Track down the lines that contain "styles" and copy them.

━━━ Supplied information

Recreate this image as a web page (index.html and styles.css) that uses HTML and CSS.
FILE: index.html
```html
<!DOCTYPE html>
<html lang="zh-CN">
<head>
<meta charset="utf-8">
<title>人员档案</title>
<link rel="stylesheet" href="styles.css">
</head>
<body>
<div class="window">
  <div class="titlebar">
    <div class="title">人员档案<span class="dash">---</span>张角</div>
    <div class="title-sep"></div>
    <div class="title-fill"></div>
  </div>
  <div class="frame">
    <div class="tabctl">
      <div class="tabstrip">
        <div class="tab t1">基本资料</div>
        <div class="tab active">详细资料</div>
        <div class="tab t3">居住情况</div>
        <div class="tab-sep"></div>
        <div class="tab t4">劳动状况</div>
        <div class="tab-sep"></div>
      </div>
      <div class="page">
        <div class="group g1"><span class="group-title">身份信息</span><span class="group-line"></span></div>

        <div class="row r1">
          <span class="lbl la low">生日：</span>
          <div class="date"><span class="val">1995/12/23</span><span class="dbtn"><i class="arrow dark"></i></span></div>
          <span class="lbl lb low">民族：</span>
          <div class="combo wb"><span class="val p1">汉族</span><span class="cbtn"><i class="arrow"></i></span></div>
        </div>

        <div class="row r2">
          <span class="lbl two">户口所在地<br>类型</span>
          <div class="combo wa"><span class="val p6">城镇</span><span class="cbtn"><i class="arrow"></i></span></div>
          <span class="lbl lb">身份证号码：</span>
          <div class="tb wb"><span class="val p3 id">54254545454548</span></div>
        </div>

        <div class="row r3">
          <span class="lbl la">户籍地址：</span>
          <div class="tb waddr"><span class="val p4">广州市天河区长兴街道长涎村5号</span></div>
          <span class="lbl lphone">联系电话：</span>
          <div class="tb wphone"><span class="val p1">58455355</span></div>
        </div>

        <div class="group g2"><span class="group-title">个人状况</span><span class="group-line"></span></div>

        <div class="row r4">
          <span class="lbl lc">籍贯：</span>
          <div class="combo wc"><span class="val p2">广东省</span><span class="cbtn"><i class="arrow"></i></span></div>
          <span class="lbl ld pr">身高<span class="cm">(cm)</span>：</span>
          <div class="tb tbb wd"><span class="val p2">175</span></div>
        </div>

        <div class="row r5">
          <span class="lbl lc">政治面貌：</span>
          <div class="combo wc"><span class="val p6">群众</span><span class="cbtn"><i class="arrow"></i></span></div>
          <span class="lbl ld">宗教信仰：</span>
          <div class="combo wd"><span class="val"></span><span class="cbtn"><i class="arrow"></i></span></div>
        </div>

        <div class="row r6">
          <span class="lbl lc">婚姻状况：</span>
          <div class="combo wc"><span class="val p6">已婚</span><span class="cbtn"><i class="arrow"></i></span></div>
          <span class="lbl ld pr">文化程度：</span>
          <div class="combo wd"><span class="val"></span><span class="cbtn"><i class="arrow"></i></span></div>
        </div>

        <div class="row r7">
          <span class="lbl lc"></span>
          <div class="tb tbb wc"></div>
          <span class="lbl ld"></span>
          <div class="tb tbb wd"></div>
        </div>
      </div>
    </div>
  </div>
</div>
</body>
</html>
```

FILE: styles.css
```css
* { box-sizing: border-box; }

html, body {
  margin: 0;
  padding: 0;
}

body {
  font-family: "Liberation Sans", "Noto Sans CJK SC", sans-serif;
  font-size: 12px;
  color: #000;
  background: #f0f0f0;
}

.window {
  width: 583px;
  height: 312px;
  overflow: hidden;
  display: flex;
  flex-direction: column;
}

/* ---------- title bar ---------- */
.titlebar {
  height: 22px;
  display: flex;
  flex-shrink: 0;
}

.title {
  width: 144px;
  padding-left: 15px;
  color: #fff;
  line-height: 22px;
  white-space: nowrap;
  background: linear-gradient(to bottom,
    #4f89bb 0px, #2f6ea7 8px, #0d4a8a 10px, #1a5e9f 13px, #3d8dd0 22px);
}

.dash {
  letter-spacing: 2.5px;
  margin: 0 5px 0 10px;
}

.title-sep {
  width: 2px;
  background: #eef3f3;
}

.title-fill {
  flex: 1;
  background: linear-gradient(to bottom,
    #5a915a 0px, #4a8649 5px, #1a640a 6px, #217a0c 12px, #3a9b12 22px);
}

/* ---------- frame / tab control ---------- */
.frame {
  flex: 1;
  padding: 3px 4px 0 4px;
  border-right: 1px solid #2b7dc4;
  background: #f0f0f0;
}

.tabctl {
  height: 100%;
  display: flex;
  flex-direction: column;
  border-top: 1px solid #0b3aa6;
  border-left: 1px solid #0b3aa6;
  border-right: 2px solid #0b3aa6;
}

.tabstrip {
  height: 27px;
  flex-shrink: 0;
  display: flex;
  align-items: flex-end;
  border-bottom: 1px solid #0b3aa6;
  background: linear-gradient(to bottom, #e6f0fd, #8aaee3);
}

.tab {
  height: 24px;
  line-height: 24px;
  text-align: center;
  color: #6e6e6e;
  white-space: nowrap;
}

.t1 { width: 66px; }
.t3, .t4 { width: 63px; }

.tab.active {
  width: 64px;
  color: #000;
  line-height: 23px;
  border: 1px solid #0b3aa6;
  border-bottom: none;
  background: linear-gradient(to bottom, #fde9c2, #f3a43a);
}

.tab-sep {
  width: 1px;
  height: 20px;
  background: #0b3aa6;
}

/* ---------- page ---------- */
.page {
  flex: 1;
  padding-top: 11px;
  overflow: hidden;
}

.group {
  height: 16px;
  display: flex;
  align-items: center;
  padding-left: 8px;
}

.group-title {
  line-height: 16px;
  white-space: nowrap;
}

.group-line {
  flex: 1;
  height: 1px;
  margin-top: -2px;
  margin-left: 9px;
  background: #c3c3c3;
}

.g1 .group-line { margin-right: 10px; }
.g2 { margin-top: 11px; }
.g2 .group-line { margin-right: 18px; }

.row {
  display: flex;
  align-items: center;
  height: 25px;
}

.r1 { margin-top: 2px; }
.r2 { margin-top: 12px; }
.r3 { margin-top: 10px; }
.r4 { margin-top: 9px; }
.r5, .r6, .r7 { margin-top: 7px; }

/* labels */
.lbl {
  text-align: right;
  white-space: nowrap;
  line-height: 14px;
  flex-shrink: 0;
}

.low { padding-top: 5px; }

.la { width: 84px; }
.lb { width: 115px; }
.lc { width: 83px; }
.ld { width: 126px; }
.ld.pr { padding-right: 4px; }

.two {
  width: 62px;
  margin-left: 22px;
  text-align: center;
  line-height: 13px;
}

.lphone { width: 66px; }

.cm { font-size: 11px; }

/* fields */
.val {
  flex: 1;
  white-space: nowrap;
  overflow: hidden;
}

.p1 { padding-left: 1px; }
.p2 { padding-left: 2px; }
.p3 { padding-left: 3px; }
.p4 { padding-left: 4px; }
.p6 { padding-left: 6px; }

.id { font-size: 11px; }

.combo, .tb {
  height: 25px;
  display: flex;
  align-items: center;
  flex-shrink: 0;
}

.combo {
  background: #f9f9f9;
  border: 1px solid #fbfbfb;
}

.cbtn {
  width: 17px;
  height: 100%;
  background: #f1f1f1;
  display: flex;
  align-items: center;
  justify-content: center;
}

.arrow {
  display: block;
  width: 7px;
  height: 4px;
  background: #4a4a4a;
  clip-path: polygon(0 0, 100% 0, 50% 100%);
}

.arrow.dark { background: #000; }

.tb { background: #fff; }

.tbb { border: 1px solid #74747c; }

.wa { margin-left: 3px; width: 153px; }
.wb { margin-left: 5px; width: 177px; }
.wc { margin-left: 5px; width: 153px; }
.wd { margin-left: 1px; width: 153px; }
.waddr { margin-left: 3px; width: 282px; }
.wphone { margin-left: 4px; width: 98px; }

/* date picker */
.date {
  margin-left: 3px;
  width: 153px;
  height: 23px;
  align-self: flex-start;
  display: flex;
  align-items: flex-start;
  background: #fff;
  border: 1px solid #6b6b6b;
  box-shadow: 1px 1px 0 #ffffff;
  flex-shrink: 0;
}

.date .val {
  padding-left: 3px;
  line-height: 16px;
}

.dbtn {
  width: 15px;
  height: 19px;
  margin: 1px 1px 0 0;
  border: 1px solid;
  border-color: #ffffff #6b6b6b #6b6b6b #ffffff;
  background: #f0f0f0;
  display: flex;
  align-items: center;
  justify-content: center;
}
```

━━━━━━

- [Response for this exercise]:
Recreate this image as a web page (index.html and styles.css) that uses HTML and CSS.
<link rel="stylesheet" href="styles.css">
FILE: styles.css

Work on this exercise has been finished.